WHAT YOU SHOULD DO -> Output the material word for word. Leave each picture out.

* Begin *

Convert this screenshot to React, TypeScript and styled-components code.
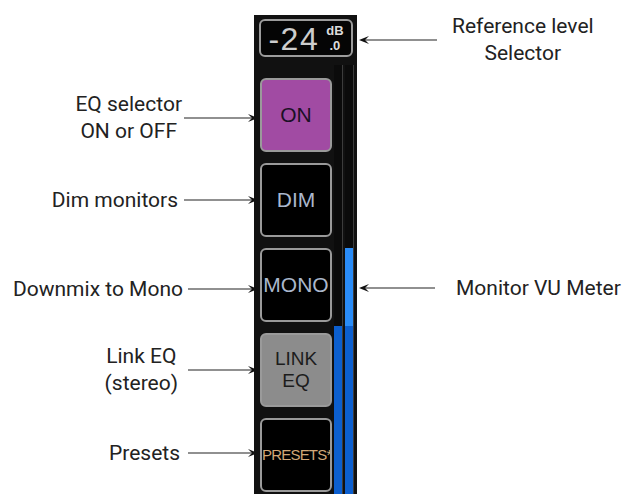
import React from 'react';
import styled, { createGlobalStyle } from 'styled-components';

const GlobalStyle = createGlobalStyle`
    html, body {
        margin: 0;
        padding: 0;
        background: #ffffff;
        overflow: hidden;
    }

    body {
        font-family: Roboto, "Liberation Sans", sans-serif;
    }
`;

const Page = styled.div`
    width: 625px;
    height: 494px;
    display: flex;
    align-items: flex-start;
    overflow: hidden;
`;

const LeftColumn = styled.div`
    width: 258px;
    margin-right: -4px;
    display: flex;
    flex-direction: column;
    position: relative;
    z-index: 1;
`;

const RightColumn = styled.div`
    flex: 1;
    margin-left: 2px;
    display: flex;
    flex-direction: column;
`;

const NoteRow = styled.div<{ $top: number }>`
    height: 54px;
    margin-top: ${(p) => p.$top}px;
    display: flex;
    align-items: center;
`;

const LeftRow = styled(NoteRow)`
    justify-content: flex-end;
`;

const Label = styled.div<{ $gap: number; $side: 'left' | 'right' }>`
    font-size: 21px;
    line-height: 27px;
    color: #222222;
    text-align: center;
    white-space: nowrap;
    ${(p) => (p.$side === 'left' ? `margin-right: ${p.$gap}px;` : `margin-left: ${p.$gap}px;`)}
`;

const Panel = styled.div`
    width: 103px;
    height: 479px;
    margin-top: 15px;
    padding-top: 4px;
    box-sizing: border-box;
    background: #111111;
    flex-shrink: 0;
`;

const RefBox = styled.div`
    width: 94px;
    height: 38px;
    margin-left: 5px;
    box-sizing: border-box;
    border: 2px solid #9c9c9c;
    border-radius: 6px;
    background: #050505;
    display: flex;
    align-items: center;
    justify-content: center;
    gap: 7px;
    font-family: "Liberation Sans", Arial, sans-serif;
`;

const RefValue = styled.span`
    font-size: 32px;
    letter-spacing: 1.5px;
    line-height: 30px;
    color: #cdcdcd;
    margin-top: 2px;
`;

const RefUnits = styled.span`
    display: flex;
    flex-direction: column;
    align-items: center;
    font-size: 13px;
    font-weight: bold;
    line-height: 15px;
    color: #dcdcdc;
`;

const PanelBody = styled.div`
    display: flex;
    margin-top: 8px;
    height: 429px;
`;

const ButtonColumn = styled.div`
    width: 72px;
    margin-left: 6px;
    padding-top: 13px;
    display: flex;
    flex-direction: column;
    gap: 11px;
`;

const PanelButton = styled.div<{ $bg: string; $fg: string; $size: number; $squeeze?: boolean }>`
    width: 72px;
    height: 74px;
    flex-shrink: 0;
    box-sizing: border-box;
    border: 2px solid #9a9a9a;
    border-radius: 6px;
    background: ${(p) => p.$bg};
    color: ${(p) => p.$fg};
    font-family: "Liberation Sans", Arial, sans-serif;
    font-size: ${(p) => p.$size}px;
    letter-spacing: ${(p) => (p.$squeeze ? '-0.8px' : 'normal')};
    line-height: 22px;
    text-align: center;
    white-space: nowrap;
    overflow: hidden;
    display: flex;
    flex-direction: column;
    justify-content: center;
`;

const Meter = styled.div`
    margin-left: 2px;
    display: flex;
    gap: 2px;
    height: 100%;
`;

const MeterTrack = styled.div`
    width: 9px;
    box-sizing: border-box;
    background: #0b0b0b;
    border-right: 1px solid #3c3c3c;
    display: flex;
    flex-direction: column;
    justify-content: flex-end;
`;

const MeterFill = styled.div<{ $peak?: boolean }>`
    width: 8px;
    background: ${(p) => (p.$peak ? '#2a8cf7' : '#0c5fcf')};
`;

const ArrowSvg = styled.svg`
    display: block;
    flex-shrink: 0;
`;

interface ArrowProps {
    width: number;
    dir: 'left' | 'right';
}

const Arrow = ({ width, dir }: ArrowProps): React.ReactElement => {
    const tip = dir === 'right' ? width : 0;
    const back = dir === 'right' ? width - 10 : 10;
    const notch = dir === 'right' ? width - 6 : 6;
    const start = dir === 'right' ? 0 : width;
    return (
        <ArrowSvg width={width} height={10} viewBox={`0 0 ${width} 10`}>
            <line x1={start} y1={5} x2={notch} y2={5} stroke="#222" strokeWidth={1.2} />
            <path d={`M${tip} 5 L${back} 1 L${notch} 5 L${back} 9 Z`} fill="#111" />
        </ArrowSvg>
    );
};

const leftNotes = [
    { lines: ['EQ selector', 'ON or OFF'], top: 91, gap: 2, arrow: 74 },
    { lines: ['Dim monitors'], top: 28, gap: 6, arrow: 74 },
    { lines: ['Downmix to Mono'], top: 35, gap: 5, arrow: 70 },
    { lines: ['Link EQ', '(stereo)'], top: 27, gap: 10, arrow: 70 },
    { lines: ['Presets'], top: 29, gap: 8, arrow: 70 },
];

const rightNotes = [
    { lines: ['Reference level', 'Selector'], top: 13, gap: 15, arrow: 78 },
    { lines: ['Monitor VU Meter'], top: 194, gap: 21, arrow: 76 },
];

const buttons = [
    { lines: ['ON'], bg: '#a14ba3', fg: '#1b1026', size: 21 },
    { lines: ['DIM'], bg: '#000000', fg: '#aab7cc', size: 21 },
    { lines: ['MONO'], bg: '#000000', fg: '#aab7cc', size: 21 },
    { lines: ['LINK', 'EQ'], bg: '#8c8c8c', fg: '#1c1c1c', size: 19 },
    { lines: ['PRESETS*'], bg: '#000000', fg: '#d2a878', size: 15, squeeze: true },
];

const App = (): React.ReactElement => {
    return (
        <Page>
            <GlobalStyle />
            <LeftColumn>
                {leftNotes.map((note) => (
                    <LeftRow key={note.lines[0]} $top={note.top}>
                        <Label $side="left" $gap={note.gap}>
                            {note.lines.map((line) => (
                                <div key={line}>{line}</div>
                            ))}
                        </Label>
                        <Arrow width={note.arrow} dir="right" />
                    </LeftRow>
                ))}
            </LeftColumn>

            <Panel>
                <RefBox>
                    <RefValue>-24</RefValue>
                    <RefUnits>
                        <span>dB</span>
                        <span>.0</span>
                    </RefUnits>
                </RefBox>
                <PanelBody>
                    <ButtonColumn>
                        {buttons.map((b) => (
                            <PanelButton
                                key={b.lines[0]}
                                $bg={b.bg}
                                $fg={b.fg}
                                $size={b.size}
                                $squeeze={b.squeeze}
                            >
                                {b.lines.map((line) => (
                                    <div key={line}>{line}</div>
                                ))}
                            </PanelButton>
                        ))}
                    </ButtonColumn>
                    <Meter>
                        <MeterTrack>
                            <MeterFill style={{ height: 168 }} />
                        </MeterTrack>
                        <MeterTrack>
                            <MeterFill $peak style={{ height: 78 }} />
                            <MeterFill style={{ height: 168 }} />
                        </MeterTrack>
                    </Meter>
                </PanelBody>
            </Panel>

            <RightColumn>
                {rightNotes.map((note) => (
                    <NoteRow key={note.lines[0]} $top={note.top}>
                        <Arrow width={note.arrow} dir="left" />
                        <Label $side="right" $gap={note.gap}>
                            {note.lines.map((line) => (
                                <div key={line}>{line}</div>
                            ))}
                        </Label>
                    </NoteRow>
                ))}
            </RightColumn>
        </Page>
    );
};

export default App;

* End *

RESULT OF THIS EXERCISE ->
Convert this screenshot to React, TypeScript and styled-components code.
import React from 'react';
import styled, { createGlobalStyle } from 'styled-components';

const GlobalStyle = createGlobalStyle`
    html, body {
        margin: 0;
        padding: 0;
        background: #ffffff;
        overflow: hidden;
    }

    body {
        font-family: Roboto, "Liberation Sans", sans-serif;
    }
`;

const Page = styled.div`
    width: 625px;
    height: 494px;
    display: flex;
    align-items: flex-start;
    overflow: hidden;
`;

const LeftColumn = styled.div`
    width: 258px;
    margin-right: -4px;
    display: flex;
    flex-direction: column;
    position: relative;
    z-index: 1;
`;

const RightColumn = styled.div`
    flex: 1;
    margin-left: 2px;
    display: flex;
    flex-direction: column;
`;

const NoteRow = styled.div<{ $top: number }>`
    height: 54px;
    margin-top: ${(p) => p.$top}px;
    display: flex;
    align-items: center;
`;

const LeftRow = styled(NoteRow)`
    justify-content: flex-end;
`;

const Label = styled.div<{ $gap: number; $side: 'left' | 'right' }>`
    font-size: 21px;
    line-height: 27px;
    color: #222222;
    text-align: center;
    white-space: nowrap;
    ${(p) => (p.$side === 'left' ? `margin-right: ${p.$gap}px;` : `margin-left: ${p.$gap}px;`)}
`;

const Panel = styled.div`
    width: 103px;
    height: 479px;
    margin-top: 15px;
    padding-top: 4px;
    box-sizing: border-box;
    background: #111111;
    flex-shrink: 0;
`;

const RefBox = styled.div`
    width: 94px;
    height: 38px;
    margin-left: 5px;
    box-sizing: border-box;
    border: 2px solid #9c9c9c;
    border-radius: 6px;
    background: #050505;
    display: flex;
    align-items: center;
    justify-content: center;
    gap: 7px;
    font-family: "Liberation Sans", Arial, sans-serif;
`;

const RefValue = styled.span`
    font-size: 32px;
    letter-spacing: 1.5px;
    line-height: 30px;
    color: #cdcdcd;
    margin-top: 2px;
`;

const RefUnits = styled.span`
    display: flex;
    flex-direction: column;
    align-items: center;
    font-size: 13px;
    font-weight: bold;
    line-height: 15px;
    color: #dcdcdc;
`;

const PanelBody = styled.div`
    display: flex;
    margin-top: 8px;
    height: 429px;
`;

const ButtonColumn = styled.div`
    width: 72px;
    margin-left: 6px;
    padding-top: 13px;
    display: flex;
    flex-direction: column;
    gap: 11px;
`;

const PanelButton = styled.div<{ $bg: string; $fg: string; $size: number; $squeeze?: boolean }>`
    width: 72px;
    height: 74px;
    flex-shrink: 0;
    box-sizing: border-box;
    border: 2px solid #9a9a9a;
    border-radius: 6px;
    background: ${(p) => p.$bg};
    color: ${(p) => p.$fg};
    font-family: "Liberation Sans", Arial, sans-serif;
    font-size: ${(p) => p.$size}px;
    letter-spacing: ${(p) => (p.$squeeze ? '-0.8px' : 'normal')};
    line-height: 22px;
    text-align: center;
    white-space: nowrap;
    overflow: hidden;
    display: flex;
    flex-direction: column;
    justify-content: center;
`;

const Meter = styled.div`
    margin-left: 2px;
    display: flex;
    gap: 2px;
    height: 100%;
`;

const MeterTrack = styled.div`
    width: 9px;
    box-sizing: border-box;
    background: #0b0b0b;
    border-right: 1px solid #3c3c3c;
    display: flex;
    flex-direction: column;
    justify-content: flex-end;
`;

const MeterFill = styled.div<{ $peak?: boolean }>`
    width: 8px;
    background: ${(p) => (p.$peak ? '#2a8cf7' : '#0c5fcf')};
`;

const ArrowSvg = styled.svg`
    display: block;
    flex-shrink: 0;
`;

interface ArrowProps {
    width: number;
    dir: 'left' | 'right';
}

const Arrow = ({ width, dir }: ArrowProps): React.ReactElement => {
    const tip = dir === 'right' ? width : 0;
    const back = dir === 'right' ? width - 10 : 10;
    const notch = dir === 'right' ? width - 6 : 6;
    const start = dir === 'right' ? 0 : width;
    return (
        <ArrowSvg width={width} height={10} viewBox={`0 0 ${width} 10`}>
            <line x1={start} y1={5} x2={notch} y2={5} stroke="#222" strokeWidth={1.2} />
            <path d={`M${tip} 5 L${back} 1 L${notch} 5 L${back} 9 Z`} fill="#111" />
        </ArrowSvg>
    );
};

const leftNotes = [
    { lines: ['EQ selector', 'ON or OFF'], top: 91, gap: 2, arrow: 74 },
    { lines: ['Dim monitors'], top: 28, gap: 6, arrow: 74 },
    { lines: ['Downmix to Mono'], top: 35, gap: 5, arrow: 70 },
    { lines: ['Link EQ', '(stereo)'], top: 27, gap: 10, arrow: 70 },
    { lines: ['Presets'], top: 29, gap: 8, arrow: 70 },
];

const rightNotes = [
    { lines: ['Reference level', 'Selector'], top: 13, gap: 15, arrow: 78 },
    { lines: ['Monitor VU Meter'], top: 194, gap: 21, arrow: 76 },
];

const buttons = [
    { lines: ['ON'], bg: '#a14ba3', fg: '#1b1026', size: 21 },
    { lines: ['DIM'], bg: '#000000', fg: '#aab7cc', size: 21 },
    { lines: ['MONO'], bg: '#000000', fg: '#aab7cc', size: 21 },
    { lines: ['LINK', 'EQ'], bg: '#8c8c8c', fg: '#1c1c1c', size: 19 },
    { lines: ['PRESETS*'], bg: '#000000', fg: '#d2a878', size: 15, squeeze: true },
];

const App = (): React.ReactElement => {
    return (
        <Page>
            <GlobalStyle />
            <LeftColumn>
                {leftNotes.map((note) => (
                    <LeftRow key={note.lines[0]} $top={note.top}>
                        <Label $side="left" $gap={note.gap}>
                            {note.lines.map((line) => (
                                <div key={line}>{line}</div>
                            ))}
                        </Label>
                        <Arrow width={note.arrow} dir="right" />
                    </LeftRow>
                ))}
            </LeftColumn>

            <Panel>
                <RefBox>
                    <RefValue>-24</RefValue>
                    <RefUnits>
                        <span>dB</span>
                        <span>.0</span>
                    </RefUnits>
                </RefBox>
                <PanelBody>
                    <ButtonColumn>
                        {buttons.map((b) => (
                            <PanelButton
                                key={b.lines[0]}
                                $bg={b.bg}
                                $fg={b.fg}
                                $size={b.size}
                                $squeeze={b.squeeze}
                            >
                                {b.lines.map((line) => (
                                    <div key={line}>{line}</div>
                                ))}
                            </PanelButton>
                        ))}
                    </ButtonColumn>
                    <Meter>
                        <MeterTrack>
                            <MeterFill style={{ height: 168 }} />
                        </MeterTrack>
                        <MeterTrack>
                            <MeterFill $peak style={{ height: 78 }} />
                            <MeterFill style={{ height: 168 }} />
                        </MeterTrack>
                    </Meter>
                </PanelBody>
            </Panel>

            <RightColumn>
                {rightNotes.map((note) => (
                    <NoteRow key={note.lines[0]} $top={note.top}>
                        <Arrow width={note.arrow} dir="left" />
                        <Label $side="right" $gap={note.gap}>
                            {note.lines.map((line) => (
                                <div key={line}>{line}</div>
                            ))}
                        </Label>
                    </NoteRow>
                ))}
            </RightColumn>
        </Page>
    );
};

export default App;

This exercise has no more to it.